Von Claus Hulverscheidt, New York

Zu den Experten, die mal eben eine steile These in den Raum stellen, um für maximale Aufmerksamkeit zu sorgen, zählt Rachel Sherman gewiss nicht. Die Privatdozentin, die an der New Yorker New School for Social Research zum Thema soziale Ungleichheit forscht, wägt ihre Worte ab. Sie horcht lange in sich hinein, bevor sie Schlüsse zieht. Und doch erlebt die 47-Jährige gerade so etwas wie ihren ersten Shitstorm: Die Reaktionen auf ihr neues Buch "Uneasy Street" fallen teilweise heftig aus: Schon erstaunlich, sagt sie, wie viele Menschen ihr in rüdem Ton lange Mails schrieben, "nur um mich als ,Kommunistin' zu beschimpfen".

Dabei hat Sherman nicht mehr getan, als die Debatte über wachsende Ungleichheit einmal umzudrehen: Statt zu ergründen, wie es den Verlierern von Globalisierung und Digitalisierung geht, beschäftigt sie sich erstmals mit den Gewinnern. Viele Dutzend reiche New Yorker und New Yorkerinnen hat sie befragt, was sie über sich, die Welt und die Ungleichheit denken. Mit erstaunlichem Ergebnis: "Viele Reiche hadern mit ihrem Wohlstand", sagt die Soziologin im Gespräch mit der Süddeutschen Zeitung. "Nicht dass jemand auf Geld und Privilegien verzichten wollte oder dass Mitleid angebracht wäre.

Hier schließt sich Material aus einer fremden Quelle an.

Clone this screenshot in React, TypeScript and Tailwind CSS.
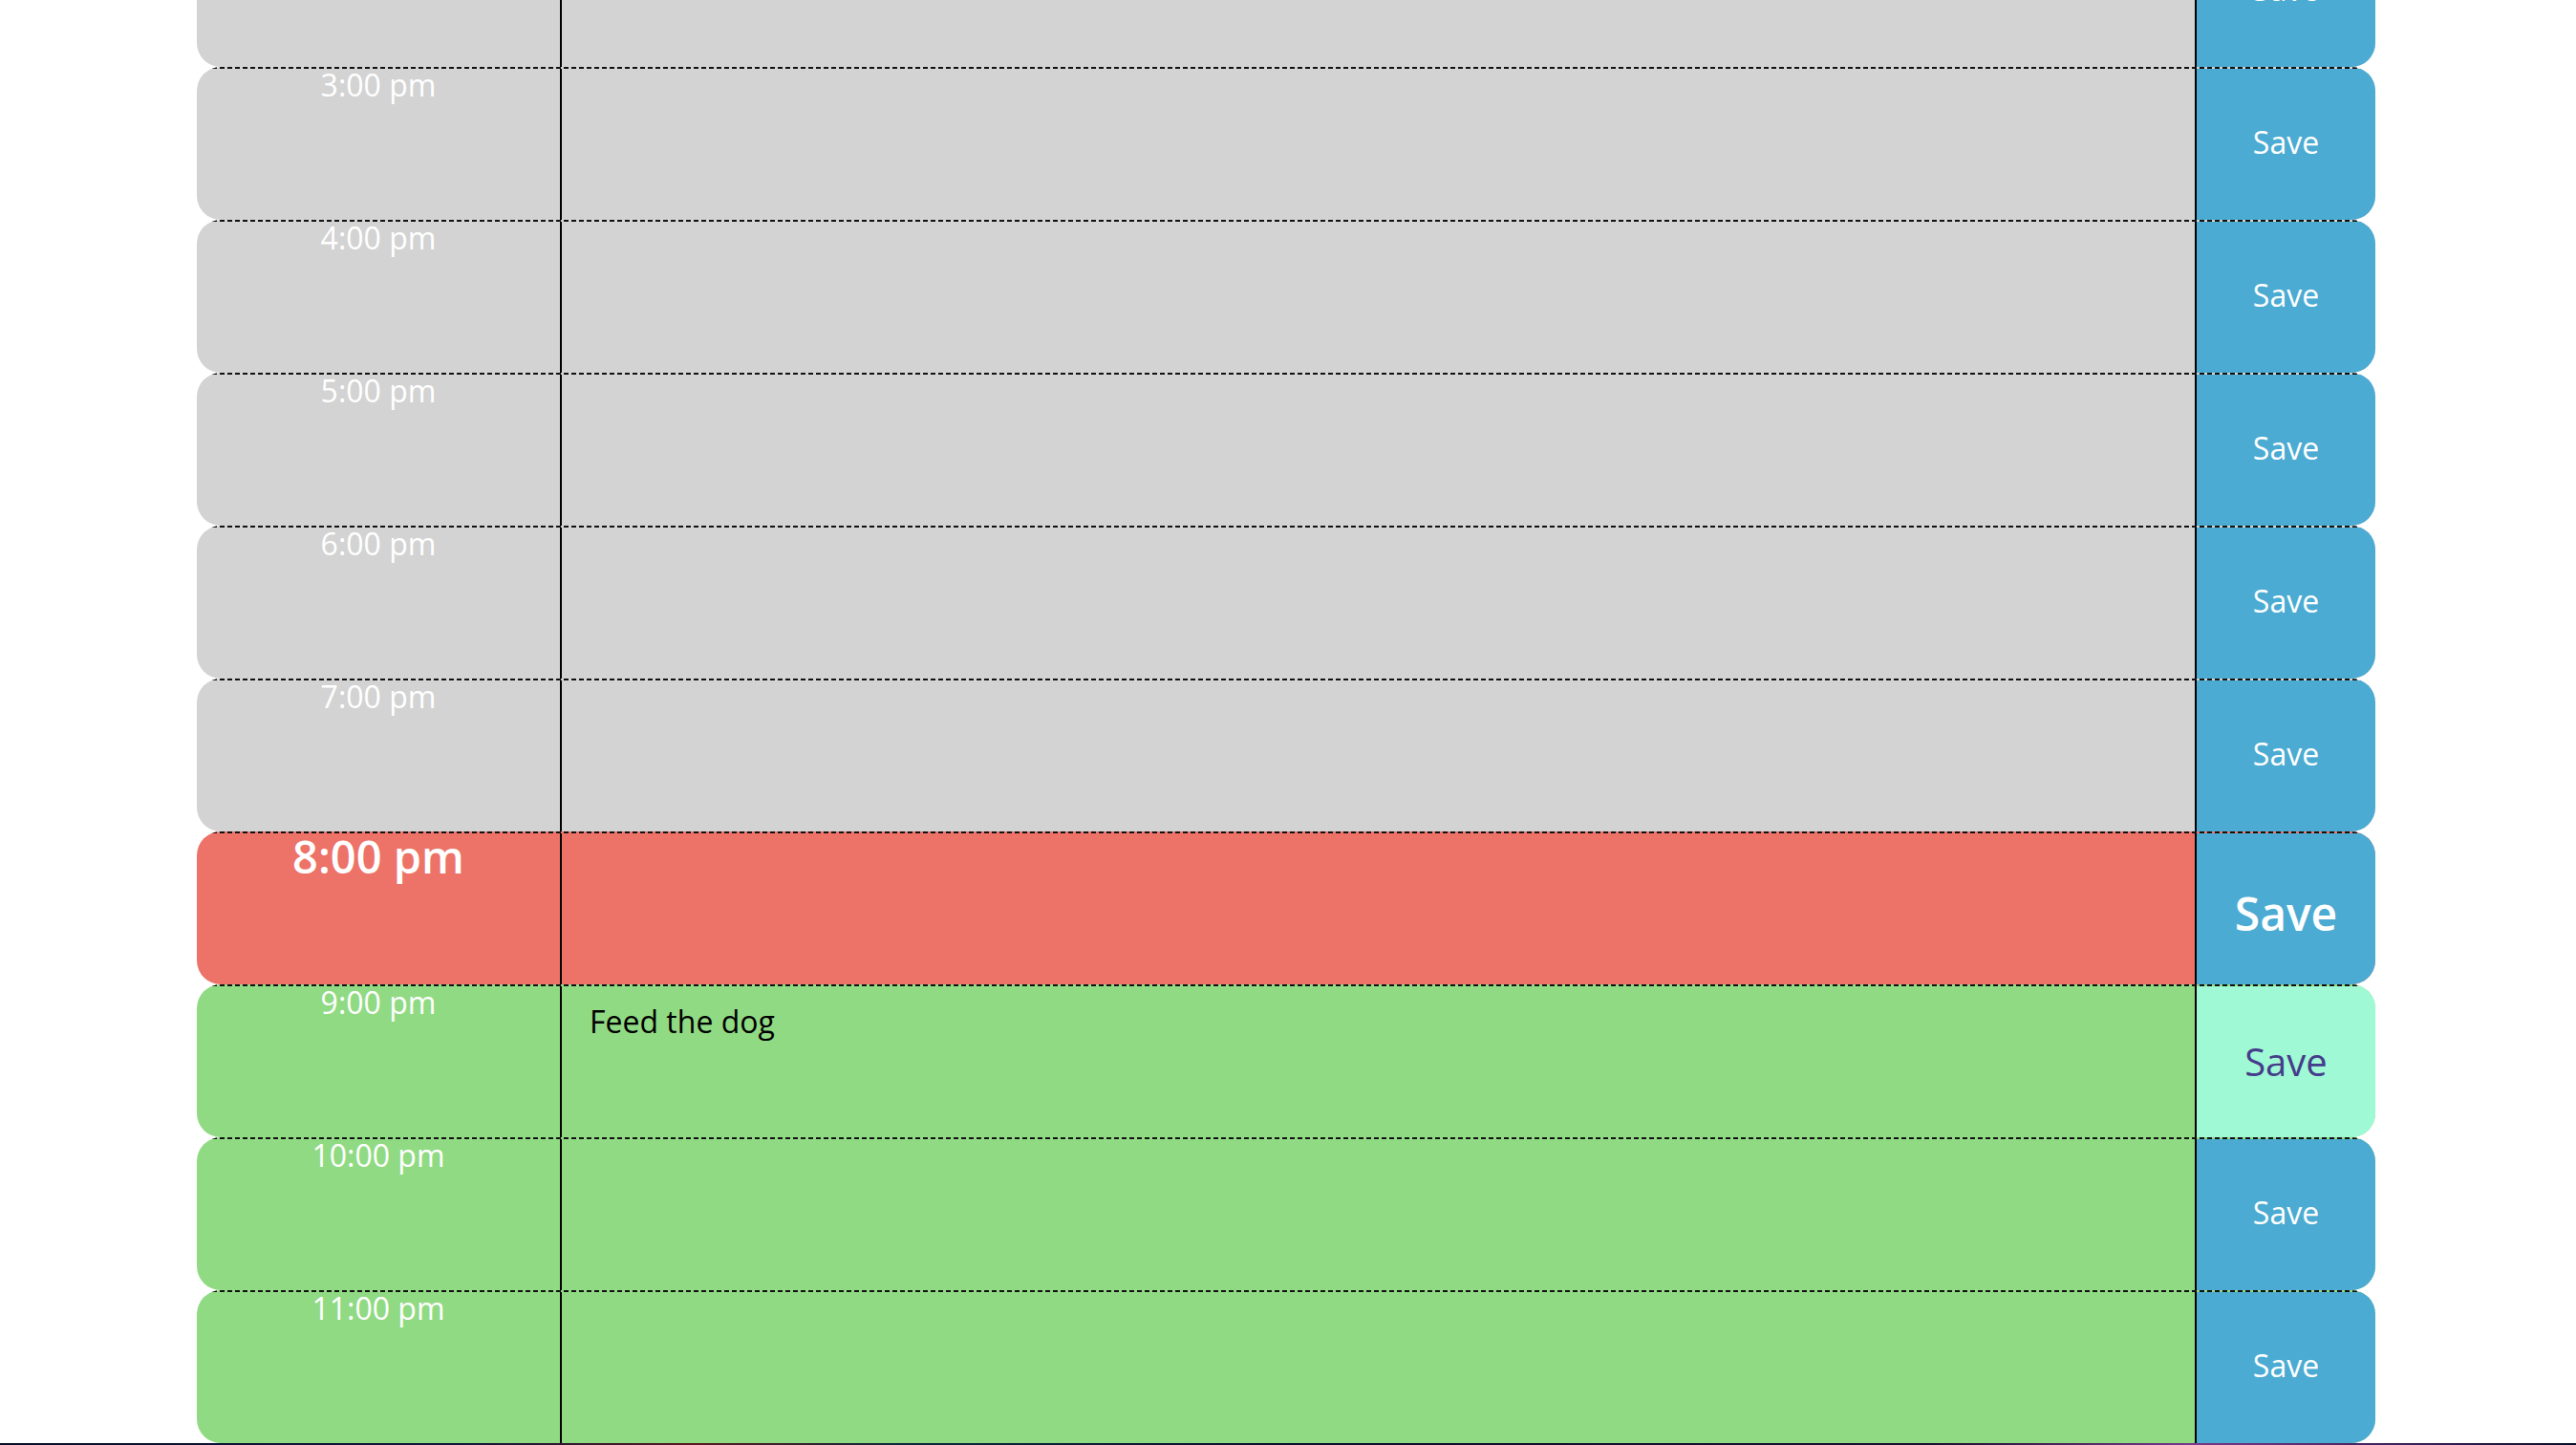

Aber viele dieser reichen New Yorker stehen politisch eher Mitte-links und sehen sehr wohl den Zwiespalt zwischen der wachsenden sozialen Ungleichheit und ihrer persönlichen Situation."

Die meisten Reichen sind das Gegenteil von Donald Trump

Um mit ihrem Unbehagen klar zu kommen, haben viele Vermögende interessante Techniken entwickelt: Einige schneiden sofort die Preisschilder von ihren Einkäufen ab, damit die Kinderfrau nicht sieht, was das neue Kleid gekostet hat. Andere schieben Renovierungen auf, weil sie nicht wollen, dass ihr Luxus-Apartment auf Gäste noch luxuriöser wirkt. Vor allem aber versuchen sie, sich ihres Reichtums als "würdig" zu erweisen - indem sie hart arbeiten, sparsam leben und sich sozial engagieren. Auch bekannte Reiche wie Facebook-Chef Mark Zuckerberg, Microsoft-Gründer Bill Gates oder "Harry Potter"-Autorin Joanne K. Rowling fallen wohl in diese Kategorie.

Wäre also alles gut, wenn es mehr "moralisch gute" Millionäre und Milliardäre gäbe? "Mir sind moralische Reiche lieber als unmoralische", sagt Sherman. Lösen lasse sich das Problem damit aber nicht - zumal es ja auch noch Vermögende wie den amtierenden US-Präsidenten gebe. Immerhin, so die Wissenschaftlerin: "Viele Reiche wollen nicht sein wie Donald Trump, der mit seinen vergoldeten Wasserhähnen prahlt und seinen schlechten Geschmack zur Schau stellt. Die Menschen, mit denen ich gesprochen habe, sind das glatte Gegenteil davon."